Sie schöpfen aus einem unglaublichen Zahlenfundus  und erklären damit die Welt. Das ist der Ruf, der den Wirtschaftsprofessoren der Harvard Universität in Cambridge, Massachusetts, vorauseilt. Professor Kenneth Rogoff ist dem mit seinem Buch »Diesmal ist alles anders« gerecht geworden. Der Untertitel lautet: »Acht Jahrhunderte der finanziellen Narretei«.

Gleich im Vorwort macht er die Illusion zunichte, dass die heutigen Schuldenkrisen fundamental anders seien. Er gesteht, eigentlich einen grob irreführenden Titel verwendet zu haben, denn in Wirklichkeit sei es bloß Illusion zu glauben, dass je ein Zeitpunkt kommen würde, zu dem Schulden  keine Rolle spielen würden. Sie haben es in der gesamten Staatsgeschichte getan und Rogoff weist nach, dass vernünftiges Haushalten eigentlich die Ausnahme ist. Blindes Schuldenmachen und das Erfinden von Ausreden, warum das gut sei, ist hingegen die Regel.

Allein die Liste der seit 1800 eingetretenen Staatspleiten hat es in sich. Österreich liegt mit sieben Staatspleiten im Vorderfeld. Deutschland hat es gar auf acht Pleiten und Spanien als Spitzenreiter auf 13 Pleiten gebracht. Portugal zählt immerhin sechs Insolvenzen, genauso wie die Türkei. Spannend auch , dass Staaten, von denen man gemeinhin annimmt, dass sie besonders marode sind, im historischen Schnitt gar nicht herausragen. Argentinien etwa zählt sieben Staatspleiten, also genau so viele wie ... Österreich! An Griechenland ist interessant, dass es zwar »nur« – die jetzige miteingerechnet – sechs Staatspleiten zu verzeichnen hat, aber seit 1800 insgesamt mehr als 50 Jahre im Zustand der Zahlungsunfähigkeit verbracht hat.  Athen erholt sich also auch historisch gesehen ganz schlecht aus seinen Krisen.

Als wahrer budgetpolitischer Musterknabe erweist sich Italien, das nur ein einziges Mal seine Gläubiger enttäuschen musste. Besser sind nur das Vereinigte Königreich, Kanada und die USA. Alle drei haben bisher immer ihre Schulden bezahlt, was zu dem vorschnellen Urteil verleiten könnte, dass angloamerikanische Kapitalisten einfach besser rechnen können. Aber das Beispiel der Finanzmetropole New York City lässt vorsichtig werden.
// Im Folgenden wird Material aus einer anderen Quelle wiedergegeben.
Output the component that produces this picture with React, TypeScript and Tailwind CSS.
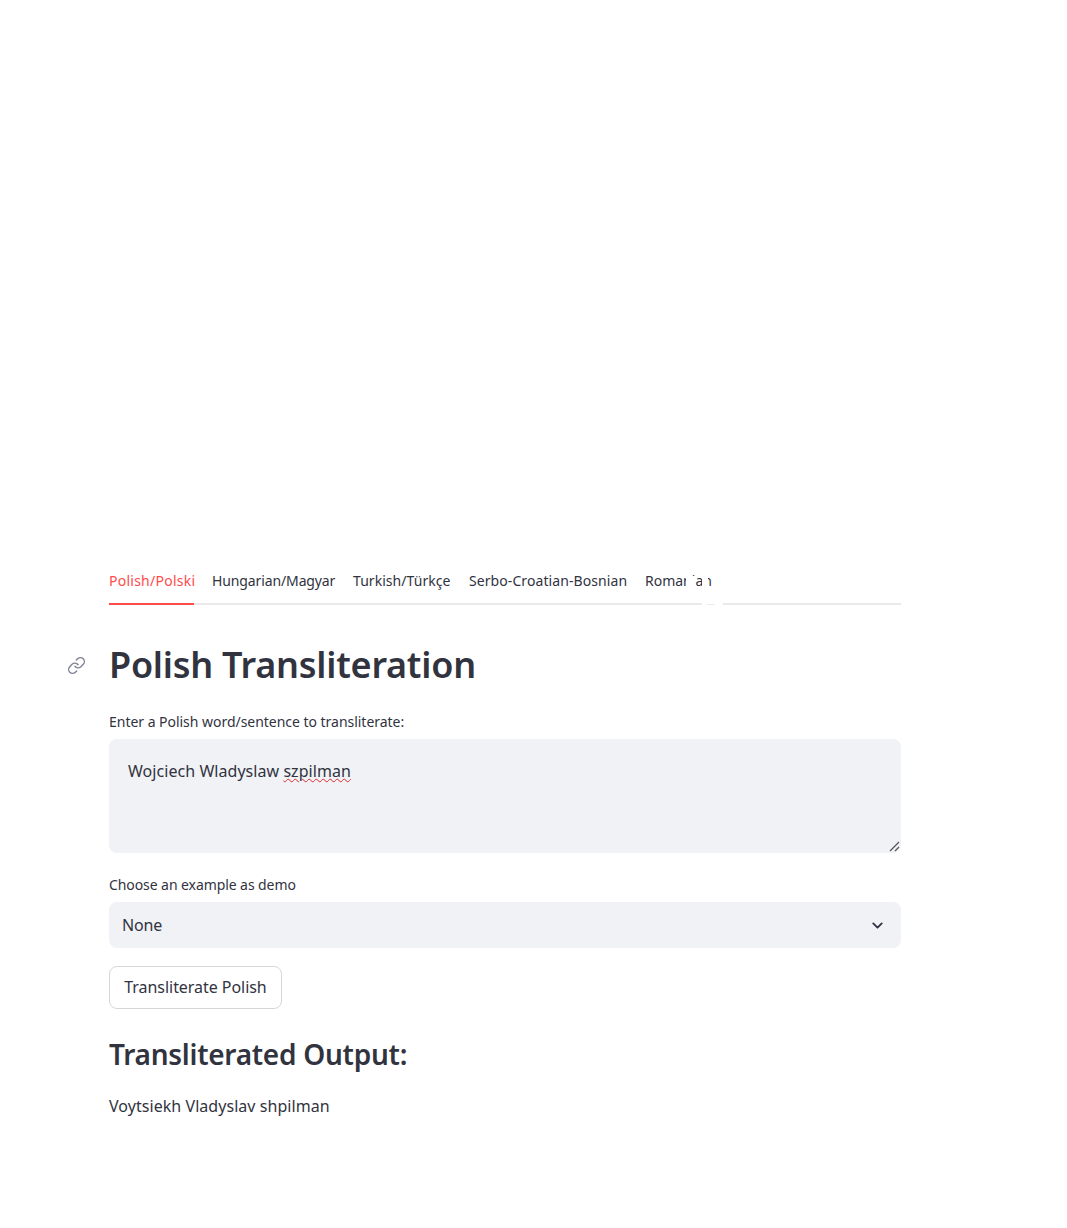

Die Stadt schrammte in den 70er-Jahren knapp an der Zahlungsunfähigkeit vorbei und nur die Härte des demokratischen Gouverneurs Hugh L. Carey, der im Sommer 2011 im Alter von 92 Jahren verstorben ist, rettete damals die Stadt. Vieles von dem, was er damals sagte, passt auch auf die heutige Situation in Europa. »Die Zeit von Wein und Rosen ist vorbei«, erklärte er, nachdem er sich vom damaligen Präsidenten Gerald Ford eine Abfuhr geholt hatte. Carey bat um eine Milliarde aus Washington und bekam sie nicht. Die Stadt war auf sich allein gestellt. Im Oktober 1975, am Höhepunkt der Krise, als die Müllarbeiter streikten und sich Abfallberge häuften in der Stadt, die niemals schläft, erklärte Ford: »Ich werde jedes Gesetz mit einem Veto belegen, das versucht, New York Citys Schulden zu bezahlen.« Am nächsten Tag titelte die Daily News: »Ford to City: Drop dead«.

Carey, der Gouverneur, stellte die Stadt unter Kuratel, entließ 20.000 Mitarbeiter und kürzte die Ausgaben drastisch. Erst dann erhöhte er Steuern ...

Manchmal ist es so, dass Härte eine Sanierung nicht verhindert, sondern sie überhaupt erst möglich macht.